PROMPT:
Return all of the data exactly, with nothing left out but the pictures.

DATA SHOWN:
================================
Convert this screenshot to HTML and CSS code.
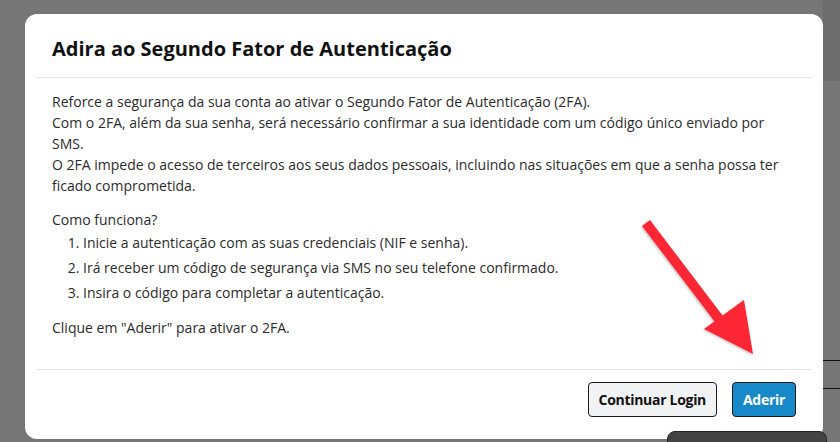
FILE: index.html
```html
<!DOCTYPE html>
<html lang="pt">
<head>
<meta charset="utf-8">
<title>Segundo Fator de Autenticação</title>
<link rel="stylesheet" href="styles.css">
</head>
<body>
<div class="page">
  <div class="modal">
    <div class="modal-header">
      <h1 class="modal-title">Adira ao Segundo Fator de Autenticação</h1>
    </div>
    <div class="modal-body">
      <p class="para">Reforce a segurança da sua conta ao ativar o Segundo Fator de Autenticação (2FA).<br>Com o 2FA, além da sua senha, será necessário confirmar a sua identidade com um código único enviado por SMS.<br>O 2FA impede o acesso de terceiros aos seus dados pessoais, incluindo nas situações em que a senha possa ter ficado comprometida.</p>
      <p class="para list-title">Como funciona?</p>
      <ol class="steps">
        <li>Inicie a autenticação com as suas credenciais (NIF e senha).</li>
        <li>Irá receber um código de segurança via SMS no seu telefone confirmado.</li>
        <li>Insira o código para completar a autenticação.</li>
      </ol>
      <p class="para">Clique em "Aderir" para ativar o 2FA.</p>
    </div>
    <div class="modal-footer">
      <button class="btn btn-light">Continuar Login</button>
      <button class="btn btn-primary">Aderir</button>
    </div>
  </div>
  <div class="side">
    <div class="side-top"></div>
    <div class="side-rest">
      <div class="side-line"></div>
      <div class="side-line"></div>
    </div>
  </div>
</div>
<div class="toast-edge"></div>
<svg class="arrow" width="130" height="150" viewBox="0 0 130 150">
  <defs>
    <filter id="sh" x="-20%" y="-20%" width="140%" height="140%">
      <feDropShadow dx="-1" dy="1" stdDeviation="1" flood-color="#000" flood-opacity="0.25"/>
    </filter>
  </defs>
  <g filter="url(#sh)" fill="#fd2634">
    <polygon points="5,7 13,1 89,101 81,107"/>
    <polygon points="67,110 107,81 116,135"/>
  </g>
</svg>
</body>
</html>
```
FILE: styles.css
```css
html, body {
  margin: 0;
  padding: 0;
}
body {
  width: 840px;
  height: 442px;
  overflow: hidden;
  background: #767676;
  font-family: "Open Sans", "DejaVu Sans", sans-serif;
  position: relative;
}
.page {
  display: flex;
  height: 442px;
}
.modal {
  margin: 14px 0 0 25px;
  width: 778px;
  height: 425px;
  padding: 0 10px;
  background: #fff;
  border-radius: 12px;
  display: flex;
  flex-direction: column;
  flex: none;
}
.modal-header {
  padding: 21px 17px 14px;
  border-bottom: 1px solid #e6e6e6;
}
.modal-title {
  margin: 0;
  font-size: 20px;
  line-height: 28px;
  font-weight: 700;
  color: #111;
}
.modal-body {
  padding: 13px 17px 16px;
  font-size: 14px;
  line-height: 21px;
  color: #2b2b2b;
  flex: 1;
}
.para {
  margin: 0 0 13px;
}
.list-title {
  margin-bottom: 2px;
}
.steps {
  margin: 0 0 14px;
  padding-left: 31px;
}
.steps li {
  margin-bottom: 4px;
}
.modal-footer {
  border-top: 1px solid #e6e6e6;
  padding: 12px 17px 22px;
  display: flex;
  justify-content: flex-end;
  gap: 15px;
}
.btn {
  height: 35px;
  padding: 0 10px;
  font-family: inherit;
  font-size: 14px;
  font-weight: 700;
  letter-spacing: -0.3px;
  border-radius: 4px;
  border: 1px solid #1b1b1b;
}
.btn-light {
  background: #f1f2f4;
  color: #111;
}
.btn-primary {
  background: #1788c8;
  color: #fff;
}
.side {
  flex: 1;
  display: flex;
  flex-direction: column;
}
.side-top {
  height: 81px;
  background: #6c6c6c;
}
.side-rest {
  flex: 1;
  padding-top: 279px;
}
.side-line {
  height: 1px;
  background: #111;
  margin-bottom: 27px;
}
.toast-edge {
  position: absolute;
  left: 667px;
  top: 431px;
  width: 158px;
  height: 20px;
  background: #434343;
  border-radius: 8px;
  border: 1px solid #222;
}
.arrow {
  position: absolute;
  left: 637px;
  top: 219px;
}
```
================================
ANSWER TO THIS PROBLEM:
Convert this screenshot to HTML and CSS code.
FILE: index.html
```html
<!DOCTYPE html>
<html lang="pt">
<head>
<meta charset="utf-8">
<title>Segundo Fator de Autenticação</title>
<link rel="stylesheet" href="styles.css">
</head>
<body>
<div class="page">
  <div class="modal">
    <div class="modal-header">
      <h1 class="modal-title">Adira ao Segundo Fator de Autenticação</h1>
    </div>
    <div class="modal-body">
      <p class="para">Reforce a segurança da sua conta ao ativar o Segundo Fator de Autenticação (2FA).<br>Com o 2FA, além da sua senha, será necessário confirmar a sua identidade com um código único enviado por SMS.<br>O 2FA impede o acesso de terceiros aos seus dados pessoais, incluindo nas situações em que a senha possa ter ficado comprometida.</p>
      <p class="para list-title">Como funciona?</p>
      <ol class="steps">
        <li>Inicie a autenticação com as suas credenciais (NIF e senha).</li>
        <li>Irá receber um código de segurança via SMS no seu telefone confirmado.</li>
        <li>Insira o código para completar a autenticação.</li>
      </ol>
      <p class="para">Clique em "Aderir" para ativar o 2FA.</p>
    </div>
    <div class="modal-footer">
      <button class="btn btn-light">Continuar Login</button>
      <button class="btn btn-primary">Aderir</button>
    </div>
  </div>
  <div class="side">
    <div class="side-top"></div>
    <div class="side-rest">
      <div class="side-line"></div>
      <div class="side-line"></div>
    </div>
  </div>
</div>
<div class="toast-edge"></div>
<svg class="arrow" width="130" height="150" viewBox="0 0 130 150">
  <defs>
    <filter id="sh" x="-20%" y="-20%" width="140%" height="140%">
      <feDropShadow dx="-1" dy="1" stdDeviation="1" flood-color="#000" flood-opacity="0.25"/>
    </filter>
  </defs>
  <g filter="url(#sh)" fill="#fd2634">
    <polygon points="5,7 13,1 89,101 81,107"/>
    <polygon points="67,110 107,81 116,135"/>
  </g>
</svg>
</body>
</html>
```
FILE: styles.css
```css
html, body {
  margin: 0;
  padding: 0;
}
body {
  width: 840px;
  height: 442px;
  overflow: hidden;
  background: #767676;
  font-family: "Open Sans", "DejaVu Sans", sans-serif;
  position: relative;
}
.page {
  display: flex;
  height: 442px;
}
.modal {
  margin: 14px 0 0 25px;
  width: 778px;
  height: 425px;
  padding: 0 10px;
  background: #fff;
  border-radius: 12px;
  display: flex;
  flex-direction: column;
  flex: none;
}
.modal-header {
  padding: 21px 17px 14px;
  border-bottom: 1px solid #e6e6e6;
}
.modal-title {
  margin: 0;
  font-size: 20px;
  line-height: 28px;
  font-weight: 700;
  color: #111;
}
.modal-body {
  padding: 13px 17px 16px;
  font-size: 14px;
  line-height: 21px;
  color: #2b2b2b;
  flex: 1;
}
.para {
  margin: 0 0 13px;
}
.list-title {
  margin-bottom: 2px;
}
.steps {
  margin: 0 0 14px;
  padding-left: 31px;
}
.steps li {
  margin-bottom: 4px;
}
.modal-footer {
  border-top: 1px solid #e6e6e6;
  padding: 12px 17px 22px;
  display: flex;
  justify-content: flex-end;
  gap: 15px;
}
.btn {
  height: 35px;
  padding: 0 10px;
  font-family: inherit;
  font-size: 14px;
  font-weight: 700;
  letter-spacing: -0.3px;
  border-radius: 4px;
  border: 1px solid #1b1b1b;
}
.btn-light {
  background: #f1f2f4;
  color: #111;
}
.btn-primary {
  background: #1788c8;
  color: #fff;
}
.side {
  flex: 1;
  display: flex;
  flex-direction: column;
}
.side-top {
  height: 81px;
  background: #6c6c6c;
}
.side-rest {
  flex: 1;
  padding-top: 279px;
}
.side-line {
  height: 1px;
  background: #111;
  margin-bottom: 27px;
}
.toast-edge {
  position: absolute;
  left: 667px;
  top: 431px;
  width: 158px;
  height: 20px;
  background: #434343;
  border-radius: 8px;
  border: 1px solid #222;
}
.arrow {
  position: absolute;
  left: 637px;
  top: 219px;
}
```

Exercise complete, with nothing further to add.